Promo poster for Vijay 69.
Last Updated: 05.36 PM, Nov 08, 2024
AKSHAY ROY'S Vijay 69 makes the aching Meri Pyaari Bindu (2017) look like a fluke. The filmmaker’s recent outing is everything his debut was not. If the Ayushmann Khurrana and Parineeti Chopra-starrer unfolded with the tangible logic of the heart then the Anupam Kher-led film is as generic as a pea. If Roy had started out with the promise of using the personal as the centrepiece of the plot then his sophomore work upends it, unravelling in ways that would put even commercials of heart medicines, featuring old people taking a brisk walk till they fall on their backs, to shame. Vijay 69 is so keen to convey its central hackneyed message that even the grass in the frame is obliged to perform.
Given the title, the rest of the story is not difficult to assume. Vijay Mathews (Kher) is a 69-year-old man who wants to run a triathlon, a contest comprising swimming, running and cycling, as a last-ditch effort to do something memorable with his life. It is a tall task and one would believe that something earth-shattering must have brought about this epiphany. But that is not the case.
Written by Roy (Abbas Tyrewala is credited with the dialogues), Vijay 69 is so taken by the tenacity of its setting that it does very little to sufficiently prop it up. One night of miscommunication led Mathews to take up this challenge and become the oldest person to do so. He went missing and his friend thought he killed himself (they vaguely saw someone jump into the water and thought it was him). Midway through the service, he arrives and then looking at the empty coffin and a badly written paean from his best friend decides to do something with his life. If my friends declared me dead on assumption and wrote a bad eulogy, I would perhaps stop talking to them without deciding to kill myself. But here we are.

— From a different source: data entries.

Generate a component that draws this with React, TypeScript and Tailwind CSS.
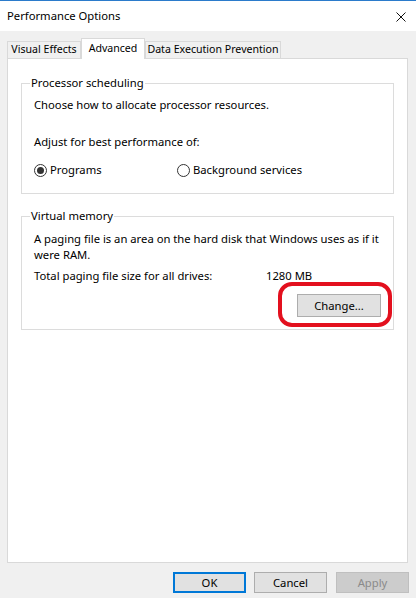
import React from "react";

const tabs = [
  { label: "Visual Effects", w: "w-[74px]", active: false },
  { label: "Advanced", w: "w-[64px]", active: true },
  { label: "Data Execution Prevention", w: "w-[136px]", active: false },
];

function Radio({ checked, label }: { checked?: boolean; label: string }) {
  return (
    <label className="flex items-center gap-[3px] h-[16px]">
      <span className="w-[13px] h-[13px] rounded-full border border-[#333333] bg-white flex items-center justify-center">
        {checked && <span className="w-[7px] h-[7px] rounded-full bg-[#333333]" />}
      </span>
      <span>{label}</span>
    </label>
  );
}

function WinButton({
  children,
  variant = "normal",
  className = "",
}: {
  children: React.ReactNode;
  variant?: "normal" | "default" | "disabled";
  className?: string;
}) {
  const styles =
    variant === "default"
      ? "bg-[#e1e1e1] border-2 border-[#0078d7] text-black"
      : variant === "disabled"
      ? "bg-[#cccccc] border border-[#bfbfbf] text-[#8a8a8a]"
      : "bg-[#e1e1e1] border border-[#adadad] text-black";
  return (
    <button className={`flex items-center justify-center leading-none ${styles} ${className}`}>
      {children}
    </button>
  );
}

export default function App() {
  return (
    <div className="w-[416px] h-[598px] bg-[#f0f0f0] flex flex-col overflow-hidden whitespace-nowrap text-[11.25px] text-black font-['Noto_Sans',sans-serif]">
      {/* TITLE BAR */}
      <div className="h-[31px] shrink-0 bg-white border-t border-[#2b7bcb] flex items-center justify-between pl-[7px] pr-[10px]">
        <span className="leading-none text-[11.25px]">Performance Options</span>
        <svg width="10" height="10" viewBox="0 0 10 10" className="mt-[1px]">
          <path d="M0.5 0.5 L9.5 9.5 M9.5 0.5 L0.5 9.5" stroke="#111" strokeWidth="1" />
        </svg>
      </div>

      {/* TABS */}
      <div className="pt-[7px] pl-[7px] h-[27px] shrink-0 flex items-end text-[10.6px]">
        {tabs.map((t) =>
          t.active ? (
            <div
              key={t.label}
              className={`${t.w} h-[21px] relative z-10 translate-y-[1px] bg-white border border-b-0 border-[#d9d9d9] flex items-start justify-center pt-[2px]`}
            >
              {t.label}
            </div>
          ) : (
            <div
              key={t.label}
              className={`${t.w} h-[17px] bg-[#f0f0f0] border border-b-0 border-[#d9d9d9] flex items-center justify-center`}
            >
              {t.label}
            </div>
          )
        )}
      </div>

      {/* PANEL */}
      <div className="flex-1 ml-[7px] w-[401px] bg-white border border-[#d9d9d9] px-[13px] pt-[16px]">
        <fieldset className="border border-[#dcdcdc] px-[12px] pb-[15px]">
          <legend className="ml-[-4px] px-[1px] leading-[16px]">Processor scheduling</legend>
          <p className="mt-[6px] leading-[16px]">Choose how to allocate processor resources.</p>
          <p className="mt-[21px] leading-[16px]">Adjust for best performance of:</p>
          <div className="mt-[12px] flex">
            <div className="w-[143px]">
              <Radio checked label="Programs" />
            </div>
            <Radio label="Background services" />
          </div>
        </fieldset>

        <fieldset className="mt-[14px] border border-[#dcdcdc] pl-[12px] pr-[12px] pb-[12px]">
          <legend className="ml-[-4px] px-[1px] leading-[16px]">Virtual memory</legend>
          <p className="mt-[7px] leading-[16px]">
            A paging file is an area on the hard disk that Windows uses as if it
            <br />
            were RAM.
          </p>
          <div className="mt-[5px] flex leading-[16px]">
            <span className="w-[232px]">Total paging file size for all drives:</span>
            <span>1280 MB</span>
          </div>
          <div className="mt-[10px] flex justify-end">
            <div className="relative">
              <WinButton className="w-[84px] h-[23px]">Change...</WinButton>
              {/* red highlight annotation */}
              <div className="absolute left-[-19px] top-[-12px] w-[114px] h-[45px] border-[4px] border-[#e3101e] rounded-[14px] pointer-events-none" />
            </div>
          </div>
        </fieldset>
      </div>

      {/* BOTTOM BUTTONS */}
      <div className="h-[35px] shrink-0 pt-[9px] pr-[7px] flex justify-end items-start gap-[8px]">
        <WinButton variant="default" className="w-[73px] h-[21px]">OK</WinButton>
        <WinButton className="w-[73px] h-[21px]">Cancel</WinButton>
        <WinButton variant="disabled" className="w-[73px] h-[21px] ml-[1px]">Apply</WinButton>
      </div>
    </div>
  );
}
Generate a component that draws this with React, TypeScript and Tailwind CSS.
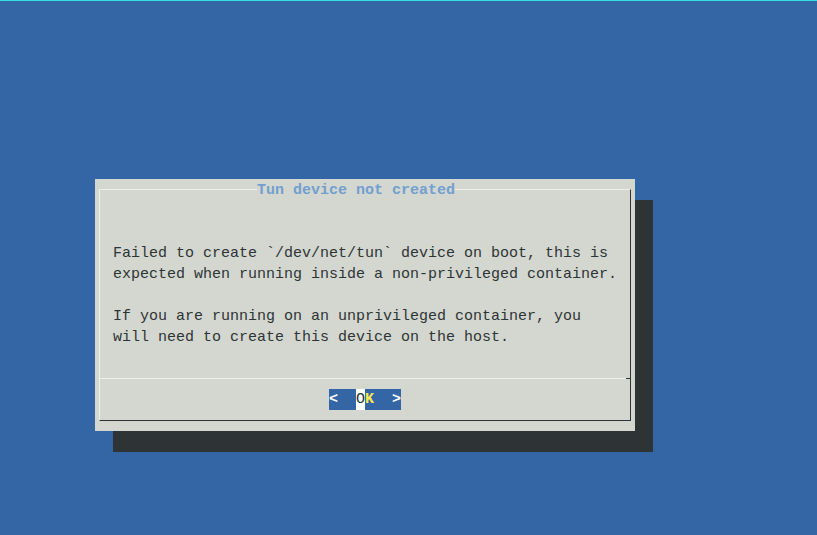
export default function App() {
  return (
    <div className="relative h-[535px] w-[817px] overflow-hidden bg-[#3465a4] font-['Liberation_Mono',monospace] text-[15px] leading-[21px]">
      {/* terminal top edge */}
      <div className="h-px bg-[#34e2e2]" />

      {/* dialog with drop shadow */}
      <div className="ml-[95px] mt-[178px] h-[252px] w-[540px] bg-[#d3d7cf] pl-[4px] pt-[10px] shadow-[18px_21px_0_0_#2e3436]">
        <div className="relative h-[232px] w-[532px] border border-t-[#eeeeec] border-l-[#eeeeec] border-r-[#2e3436] border-b-[#2e3436]">
          {/* title over the top border */}
          <div className="absolute left-[157px] top-[-10px] bg-[#d3d7cf] font-bold text-[#729fcf] whitespace-pre">
            Tun device not created
          </div>

          {/* message */}
          <div className="whitespace-pre pl-[13px] pt-[53px] text-[#2e3436]">
            <div>Failed to create `/dev/net/tun` device on boot, this is</div>
            <div>expected when running inside a non-privileged container.</div>
            <div>&nbsp;</div>
            <div>If you are running on an unprivileged container, you</div>
            <div>will need to create this device on the host.</div>
          </div>

          {/* separator */}
          <div className="relative mt-[30px] h-px bg-[#eeeeec]">
            <div className="absolute right-[-1px] top-0 h-px w-[5px] bg-[#2e3436]" />
          </div>

          {/* button */}
          <div className="ml-[229px] mt-[10px] flex w-[72px] whitespace-pre bg-[#3465a4]">
            <span className="w-[9px] font-bold text-white">&lt;</span>
            <span className="w-[18px]"> </span>
            <span className="w-[9px] bg-white text-[#2e3436]">O</span>
            <span className="w-[9px] font-bold text-[#fce94f]">K</span>
            <span className="w-[18px]"> </span>
            <span className="w-[9px] font-bold text-white">&gt;</span>
          </div>
        </div>
      </div>
    </div>
  );
}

The little effort with which the film cuts the noise to drive straight to the point hurts more given how much of a slog the rest of it is. The beats are so predictable that it puts the rising sun to shame. Vijay, a foul-mouthed sexagenarian, is a swimming coach. Decades ago, he was a rising star and won local championships. His ambition was interrupted by his wife’s terminal illness and her death rendered him a lonely man. Now staring at his own death in the face (the sight of the empty coffin) he decides to resume his passion. But when have things been so easy?

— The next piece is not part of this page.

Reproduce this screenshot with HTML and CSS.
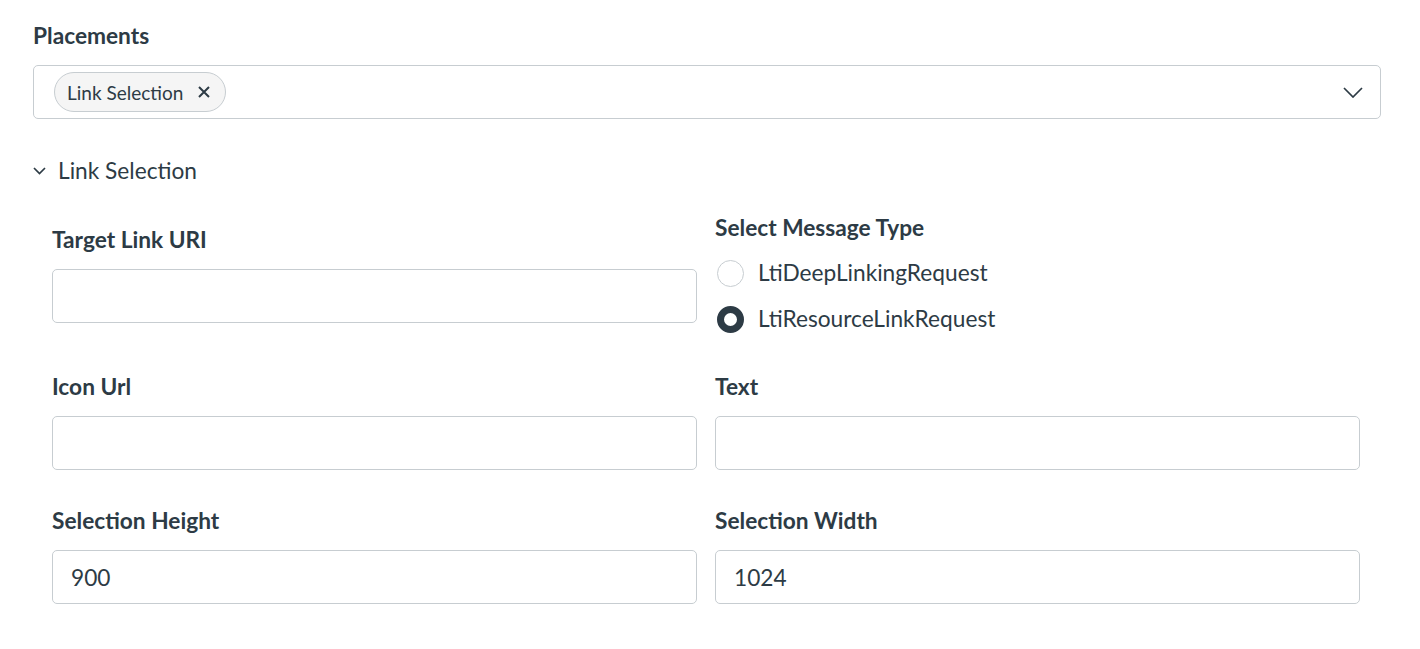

This is how things go. Vijay takes one step and the film throws him another hurdle, he overcomes that and out comes another. Initially, the triathlon committee refuses to allow him to participate, miraculously they do then something happens to derail him. When he braves that, an evil journalist hired by a competitor’s father levels fake charges against him. Vijay 69 goes out on a limb to make the connection as we see the said journalist taking money from the said man out in the open. If the film was a person, its IQ would be that of a soft toy for it completely side-steps that a 69-year-old man in wanting to live his life again has obstacles already built in the premise. Adding anything more would be an embellishment.
Things get more literal from here. If the main contention of the outing is that dreams have no age (they really should), it is literalised by the presence of Aditya Jaiswal (Mihir Ahuja), an 18-year-old man and the youngest to compete in the triathlon. His father is supposed to be the bad guy but given how unlikeable Vijay is, I wouldn’t blame him for being scheming. But they are not the only characters written as adjectives walking as people. Everyone in the film exists for either of the two reasons — either to remind Vijay how old he is or to help him fight his age. Of course, Vijay’s daughter falls in the former category and Vijay 69 does everything to dress her perfectly valid concerns as ungrateful lectures.

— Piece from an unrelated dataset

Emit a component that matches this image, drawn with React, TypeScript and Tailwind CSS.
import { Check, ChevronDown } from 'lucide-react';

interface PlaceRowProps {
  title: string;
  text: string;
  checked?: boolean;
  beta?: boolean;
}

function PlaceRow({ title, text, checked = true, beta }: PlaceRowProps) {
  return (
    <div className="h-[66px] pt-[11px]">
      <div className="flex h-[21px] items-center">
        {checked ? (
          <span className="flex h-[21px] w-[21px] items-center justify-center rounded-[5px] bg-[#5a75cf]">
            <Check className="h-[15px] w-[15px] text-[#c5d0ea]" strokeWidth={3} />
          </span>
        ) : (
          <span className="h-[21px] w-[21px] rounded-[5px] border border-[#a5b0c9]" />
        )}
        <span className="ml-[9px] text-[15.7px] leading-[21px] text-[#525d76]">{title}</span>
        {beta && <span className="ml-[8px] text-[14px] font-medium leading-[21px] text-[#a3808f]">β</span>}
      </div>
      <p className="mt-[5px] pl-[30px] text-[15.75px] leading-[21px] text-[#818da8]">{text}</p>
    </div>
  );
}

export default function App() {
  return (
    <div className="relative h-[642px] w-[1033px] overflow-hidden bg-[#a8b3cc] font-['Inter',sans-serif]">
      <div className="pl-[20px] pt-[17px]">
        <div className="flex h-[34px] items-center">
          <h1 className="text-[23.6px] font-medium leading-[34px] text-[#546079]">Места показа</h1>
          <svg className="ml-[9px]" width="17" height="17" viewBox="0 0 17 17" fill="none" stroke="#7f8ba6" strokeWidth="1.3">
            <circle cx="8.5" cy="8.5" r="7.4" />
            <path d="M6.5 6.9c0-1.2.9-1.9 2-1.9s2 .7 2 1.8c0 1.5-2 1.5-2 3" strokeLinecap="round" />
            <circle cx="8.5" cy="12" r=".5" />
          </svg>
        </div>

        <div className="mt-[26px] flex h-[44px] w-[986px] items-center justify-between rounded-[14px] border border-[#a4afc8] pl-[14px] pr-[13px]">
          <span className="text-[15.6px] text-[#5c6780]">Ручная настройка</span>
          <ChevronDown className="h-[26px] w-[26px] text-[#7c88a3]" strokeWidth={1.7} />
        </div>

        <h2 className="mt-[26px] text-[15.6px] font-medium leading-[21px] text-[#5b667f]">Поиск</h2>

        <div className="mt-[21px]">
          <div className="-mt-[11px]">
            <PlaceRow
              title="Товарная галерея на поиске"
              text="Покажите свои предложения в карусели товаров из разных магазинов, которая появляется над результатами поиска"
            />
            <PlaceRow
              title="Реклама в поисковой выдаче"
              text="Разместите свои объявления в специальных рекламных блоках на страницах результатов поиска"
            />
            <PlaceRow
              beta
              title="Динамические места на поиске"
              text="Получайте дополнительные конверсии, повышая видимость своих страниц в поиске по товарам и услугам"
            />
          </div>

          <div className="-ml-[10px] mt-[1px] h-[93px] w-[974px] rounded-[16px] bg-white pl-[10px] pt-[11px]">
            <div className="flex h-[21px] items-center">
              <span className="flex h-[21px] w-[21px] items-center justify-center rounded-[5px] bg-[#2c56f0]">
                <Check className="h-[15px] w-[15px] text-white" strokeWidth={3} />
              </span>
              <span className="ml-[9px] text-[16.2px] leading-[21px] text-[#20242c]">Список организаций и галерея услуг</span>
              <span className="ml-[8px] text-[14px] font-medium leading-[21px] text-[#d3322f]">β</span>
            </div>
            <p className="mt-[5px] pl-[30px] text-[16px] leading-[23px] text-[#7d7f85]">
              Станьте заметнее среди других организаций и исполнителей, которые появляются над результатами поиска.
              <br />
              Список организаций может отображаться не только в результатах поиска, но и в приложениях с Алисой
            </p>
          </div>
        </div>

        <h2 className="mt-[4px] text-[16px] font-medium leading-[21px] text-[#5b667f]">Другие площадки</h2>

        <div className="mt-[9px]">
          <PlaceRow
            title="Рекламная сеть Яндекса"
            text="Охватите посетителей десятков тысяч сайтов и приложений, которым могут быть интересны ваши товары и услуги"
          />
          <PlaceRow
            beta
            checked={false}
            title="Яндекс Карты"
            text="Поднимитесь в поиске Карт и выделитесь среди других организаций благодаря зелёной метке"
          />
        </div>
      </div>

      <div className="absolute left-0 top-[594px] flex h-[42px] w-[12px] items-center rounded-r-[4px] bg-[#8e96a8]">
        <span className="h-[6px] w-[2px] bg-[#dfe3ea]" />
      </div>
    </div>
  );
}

The tone is consistently heightened but Roy takes things up even a notch higher in the training montages. Vijay doesn’t just fall, he crumbles and falls. He is never in pain, he is breathlessly in pain. Kher amps up as well, matching the film's melodrama with an exaggerated turn that is partly reminiscent of Amitabh Bachchan’s Bhashkor Banerjee in Piku and wholly unbecoming of his merit. He is always acting even when lying unconscious on the hospital bed. There is also Chunky Pandey as his best friend who hams up with accents and wigs and belongs to the many comedy shows on television.
To say that Vijay 69 is a fall from grace for Roy would be to put things mildly. It showcases the filmmaker's lack of confidence and his willingness to pull all the stops to be more palatable and mainstream. As a result, his distinct voice is no more and what exists is a hyperbolic story where all characters are caricatures and every bump is a hindrance. The only message that comes through with conviction is this: it is never a good time to be young or old.
Vijay 69 is currently streaming on Netflix.